Figure 5NFE2L2 mutations and FECH upregulation.
NFE2L2 mutations were predicted to correlate with FECH expression upregulation in five types of cancer: BLCA, HNSC, LUAD, LUSC and UCEC. Each dot in the scatterplots represents the expression of NFE2L2 and FECH in a patient. A blue cross ‘ × ' means the patient does not have NFE2L2 mutations. Other types of symbols represent different kinds of mutations (Hlamp, copy number amplifications). The filled colours encode the estimated mutation probability P(F) from trans-analysis (both FECH expression and the expression of other NFE2L2 interaction partners determine P(F)). HNSC, head and neck squamous cell carcinoma; LUAD, lung adenocarcinoma.
Figure 6Patients harbouring the same gene mutations but with variations in trans-associated gene expression.
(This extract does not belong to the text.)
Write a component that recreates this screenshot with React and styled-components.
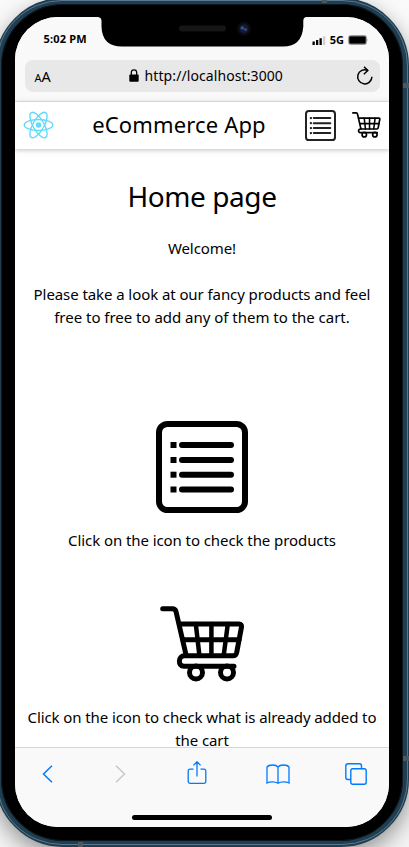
import React from 'react';
import styled, { createGlobalStyle } from 'styled-components';

const Global = createGlobalStyle`
  * { box-sizing: border-box; }
  html, body { margin: 0; height: 847px; overflow: hidden; background: #fff; }
  #root { height: 847px; overflow: hidden; }
  svg { display: block; flex: none; }
`;

const Stage = styled.div`
  position: relative;
  width: 409px;
  height: 847px;
  overflow: hidden;
  background: linear-gradient(#fafafa, #f4f4f4);
  font-family: "Noto Sans", "Open Sans", sans-serif;
  color: #000;
`;

const Phone = styled.div`
  width: 414px;
  height: 849px;
  margin: -2px 0 0 -5px;
  padding: 13px 14px 14px;
  border: 6px solid #213e51;
  border-radius: 68px;
  background: #000;
  box-shadow: inset 0 0 0 1px #0d171e, 0 8px 22px rgba(0, 0, 0, 0.4);
`;

const FrameShine = styled.div`
  position: absolute;
  left: -4px;
  top: 0;
  width: 412px;
  height: 845px;
  border: 1px solid #587a90;
  border-radius: 66px;
`;

const FrameBand = styled.i`
  position: absolute;
  left: ${(p) => p.$x}px;
  top: ${(p) => p.$y}px;
  width: ${(p) => p.$w}px;
  height: ${(p) => p.$h}px;
  background: #4a5860;
`;

const Screen = styled.div`
  display: flex;
  flex-direction: column;
  width: 374px;
  height: 810px;
  border-radius: 43px;
  overflow: hidden;
  background: #fff;
`;

const StatusBar = styled.div`
  position: relative;
  flex: none;
  display: flex;
  justify-content: space-between;
  height: 43px;
  padding: 13px 20px 0 28.5px;
  background: #f9f9f9;
  font-size: 11px;
  line-height: 18px;
  font-weight: 700;
`;

const Clock = styled.span`
  letter-spacing: 0.2px;
`;

const Signal = styled.div`
  display: flex;
  align-items: center;
  height: 20px;
  gap: 4px;
`;

const Notch = styled.svg`
  position: absolute;
  left: 83px;
  top: 0;
`;

const AddressArea = styled.div`
  flex: none;
  height: 42px;
  padding: 0 9px 0 10px;
  background: #f9f9f9;
  border-bottom: 1px solid #e6e6e6;
`;

const AddressBar = styled.div`
  display: grid;
  grid-template-columns: 63px 1fr 60px;
  align-items: center;
  height: 31.5px;
  padding: 0 6px 0 9.5px;
  border-radius: 8px;
  background: #e8e8e8;
`;

const TextSize = styled.span`
  font-size: 14.5px;
  small { font-size: 11px; }
`;

const Address = styled.span`
  display: flex;
  align-items: center;
  justify-content: center;
  gap: 6px;
  font-size: 14px;
  letter-spacing: ${(p) => p.$spacing}px;
  white-space: nowrap;
`;

const Reload = styled.span`
  justify-self: end;
`;

const Header = styled.header`
  position: relative;
  flex: none;
  display: flex;
  align-items: center;
  height: 46.5px;
  padding: 0 8px;
  background: #fff;
  box-shadow: 0 1px 5px rgba(0, 0, 0, 0.25);
`;

const AppName = styled.div`
  flex: 1;
  padding: 0 1px 2px 0;
  text-align: center;
  font-size: 22px;
  line-height: 30px;
  letter-spacing: 0.15px;
  white-space: nowrap;
`;

const HeaderIcons = styled.div`
  display: flex;
  align-items: center;
  gap: 16px;
`;

const Content = styled.main`
  flex: 1;
  min-height: 0;
  overflow: hidden;
  display: flex;
  flex-direction: column;
  align-items: center;
  padding-top: 25.5px;
`;

const Title = styled.h1`
  margin: 0 0 19px;
  font-size: 28px;
  font-weight: 400;
  line-height: 44px;
  letter-spacing: -0.42px;
`;

const Line = styled.div`
  height: 23px;
  font-size: 15px;
  line-height: 23px;
  letter-spacing: ${(p) => p.$spacing ?? -0.08}px;
  white-space: nowrap;
`;

const Paragraph = styled.div`
  display: flex;
  flex-direction: column;
  align-items: center;
  margin-bottom: ${(p) => p.$after || 0}px;
`;

const LinkIcon = styled.div`
  margin-bottom: ${(p) => p.$after}px;
`;

const BottomBar = styled.nav`
  flex: none;
  height: 80px;
  background: #f9f9f9;
  border-top: 1px solid #d8d8d8;
`;

const Tools = styled.div`
  display: grid;
  grid-template-columns: 64px 83px 69px 93px 64px;
  align-items: center;
  justify-items: center;
  height: 52px;
`;

const HomeIndicator = styled.div`
  width: 140px;
  height: 5px;
  margin: 15px auto 0;
  border-radius: 3px;
  background: #000;
`;

const ReactLogo = () => (
  <svg width="31" height="28" viewBox="-15.5 -14 31 28" fill="none" stroke="#61dafb" strokeWidth="1.4">
    <circle r="2.7" fill="#61dafb" stroke="none" />
    <ellipse rx="14.3" ry="5.5" />
    <ellipse rx="14.3" ry="5.5" transform="rotate(60)" />
    <ellipse rx="14.3" ry="5.5" transform="rotate(120)" />
  </svg>
);

const ListIcon = ({ size, color = '#000' }) => (
  <svg width={size} height={size} viewBox="0 0 92 92" fill="none" stroke={color} strokeWidth="6">
    <rect x="3" y="3" width="86" height="86" rx="8.5" />
    {[24, 39, 53.7, 68.5].map((y) => (
      <g key={y}>
        <rect x="14.5" y={y - 3} width="6" height="6" fill={color} stroke="none" />
        <path d={`M26 ${y}H75`} strokeLinecap="round" />
      </g>
    ))}
  </svg>
);

const CartIcon = ({ width }) => (
  <svg
    width={width}
    height={(width * 76) / 85}
    viewBox="0 0 85 76"
    fill="none"
    stroke="#000"
    strokeWidth="5"
    strokeLinecap="round"
    strokeLinejoin="round"
  >
    <path d="M2.7 2.7H12.5Q15.2 2.7 16 5.5L26.2 49.5" />
    <path d="M19.5 18H79Q82 18 81.5 21L76.7 46.5Q76 49.8 73 49.8H24.5C18 49.8 17.5 60.3 24 60.3H74" />
    <path d="M23 33.8H79" />
    <path d="M35.8 18L39.4 49.5M51.4 18V49.5M67.8 18L63.7 49.5" strokeWidth="4.5" />
    <circle cx="36" cy="66.5" r="6.5" />
    <circle cx="67" cy="66.5" r="6.5" />
  </svg>
);

export default function App() {
  return (
    <Stage>
      <Global />
      <Phone>
        <Screen>
          <StatusBar>
            <Clock>5:02 PM</Clock>
            <Notch width="208" height="30" viewBox="0 0 208 30">
              <path d="M0 0Q3.5 .5 3.5 4V9.5Q4 29.5 24 29.5H185Q204 29.5 205.3 9.5V4Q205.3 .5 208 0Z" fill="#000" />
              <rect x="81" y="8.5" width="47" height="6" rx="3" fill="#151515" />
              <circle cx="146" cy="11.8" r="7" fill="#0b0b0f" />
              <circle cx="146" cy="11.8" r="4.5" fill="#121b38" />
              <circle cx="144.3" cy="11" r="1.8" fill="#35508b" />
              <circle cx="147.5" cy="12.5" r="1.3" fill="#544b83" />
            </Notch>
            <Signal>
              <svg width="14" height="9" viewBox="0 0 14 9">
                <path d="M.5 5.5h2.3V9H.5zM4 4h2.3v5H4zM7.5 2.2h2.3V9H7.5z" />
                <path d="M11 .3h2.3V9H11z" fill="#d0d0d0" />
              </svg>
              <span>5G</span>
              <svg width="21" height="10" viewBox="0 0 21 10">
                <rect x=".5" y=".5" width="18" height="9" rx="2" fill="none" stroke="#999" />
                <rect x="1.2" y="1.2" width="16.6" height="7.6" rx="1" />
                <path d="M19.3 3.5q1.2 1.5 0 3z" fill="#888" />
              </svg>
            </Signal>
          </StatusBar>
          <AddressArea>
            <AddressBar>
              <TextSize><small>A</small>A</TextSize>
              <Address $spacing={0.09}>
                <svg width="10" height="13" viewBox="0 0 10 13">
                  <rect x=".3" y="5.4" width="9.4" height="7.4" rx="1" />
                  <path d="M2.3 6V3.6a2.7 2.7 0 0 1 5.4 0V6" fill="none" stroke="#000" strokeWidth="1.3" />
                </svg>
                http://localhost:3000
              </Address>
              <Reload>
                <svg width="18" height="20" viewBox="0 0 18 20" fill="none" stroke="#000" strokeWidth="1.5">
                  <path d="M15.9 10.8A7.1 7.1 0 1 1 11.7 4.3" />
                  <path d="M8 .8L11.8 4.5L7.8 8.2" />
                </svg>
              </Reload>
            </AddressBar>
          </AddressArea>
          <Header>
            <ReactLogo />
            <AppName>eCommerce App</AppName>
            <HeaderIcons>
              <ListIcon size={31} color="#222" />
              <CartIcon width={29} />
            </HeaderIcons>
          </Header>
          <Content>
            <Title>Home page</Title>
            <Paragraph $after={23}>
              <Line>Welcome!</Line>
            </Paragraph>
            <Paragraph $after={92}>
              <Line>Please take a look at our fancy products and feel</Line>
              <Line $spacing={-0.02}>free to free to add any of them to the cart.</Line>
            </Paragraph>
            <LinkIcon $after={16}><ListIcon size={92} /></LinkIcon>
            <Paragraph $after={54}>
              <Line>Click on the icon to check the products</Line>
            </Paragraph>
            <LinkIcon $after={24}><CartIcon width={85} /></LinkIcon>
            <Paragraph>
              <Line $spacing={-0.1}>Click on the icon to check what is already added to</Line>
              <Line>the cart</Line>
            </Paragraph>
          </Content>
          <BottomBar>
            <Tools>
              <svg width="11" height="18" viewBox="0 0 11 18" fill="none" stroke="#007aff" strokeWidth="1.5"><path d="M10 .8L1.5 9L10 17.2" /></svg>
              <svg width="11" height="18" viewBox="0 0 11 18" fill="none" stroke="#c8c8c8" strokeWidth="1.5"><path d="M1 .8L9.5 9L1 17.2" /></svg>
              <svg width="20" height="26" viewBox="0 0 20 26" fill="none" stroke="#007aff" strokeWidth="1.3">
                <path d="M6.5 8.2H3Q1.2 8.2 1.2 10V20.5Q1.2 22.3 3 22.3H17Q18.8 22.3 18.8 20.5V10Q18.8 8.2 17 8.2H13.5M10 15.5V.8M6.4 4.4L10 .8L13.6 4.4" />
              </svg>
              <svg width="24" height="20" viewBox="0 0 24 20" fill="none" stroke="#007aff" strokeWidth="1.3">
                <path d="M12 3.2Q10.5 1 6.5 1Q2.5 1 1 3V19Q3 17.8 6.5 17.8Q10 17.8 12 19.3Q14 17.8 17.5 17.8Q21 17.8 23 19V3Q21.5 1 17.5 1Q13.5 1 12 3.2V19" />
              </svg>
              <svg width="22" height="22" viewBox="0 0 22 22" fill="none" stroke="#007aff" strokeWidth="1.4">
                <rect x="5.8" y="5.8" width="15.4" height="15.4" rx="2" />
                <path d="M5.8 16.5H3Q.8 16.5 .8 14.5V3Q.8 .8 3 .8H14.5Q16.5 .8 16.5 3V5.8" />
              </svg>
            </Tools>
            <HomeIndicator />
          </BottomBar>
        </Screen>
      </Phone>
      <FrameShine />
      <FrameBand $x={322} $y={0} $w={5} $h={3} />
      <FrameBand $x={78} $y={842} $w={5} $h={5} />
      <FrameBand $x={403} $y={83} $w={6} $h={5} />
      <FrameBand $x={403} $y={756} $w={6} $h={5} />
    </Stage>
  );
}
(a) In UCEC, CTNNB1 mutations correlated with the upregulation of a set of genes, and downregulation of another set of genes. The most extreme upregulated genes included BMP4 (in TGF-β signalling pathway), NKD1, AXIN2, DKK4 and KREMEN1 (in Wnt signalling pathway). The downregulated genes included Wnt signalling pathway gene FZD5. Here red colour in the heatmap represents gene upregulation and blue colour represents gene downregulation. (b) The smallest unimodality dip-test P values of P(F) of the 127 significantly mutated genes across tumour types. (c) The mutation sites, mutation types and P(F) (filled colours) of CTNNB1 mutations (d) and RB1 mutations in UCEC. MSI, microsatellite instability; MSS microsatellite stable; MSI-H, MSI-high; MSI-L, MSI-low; TGF-β, transforming growth factor-beta.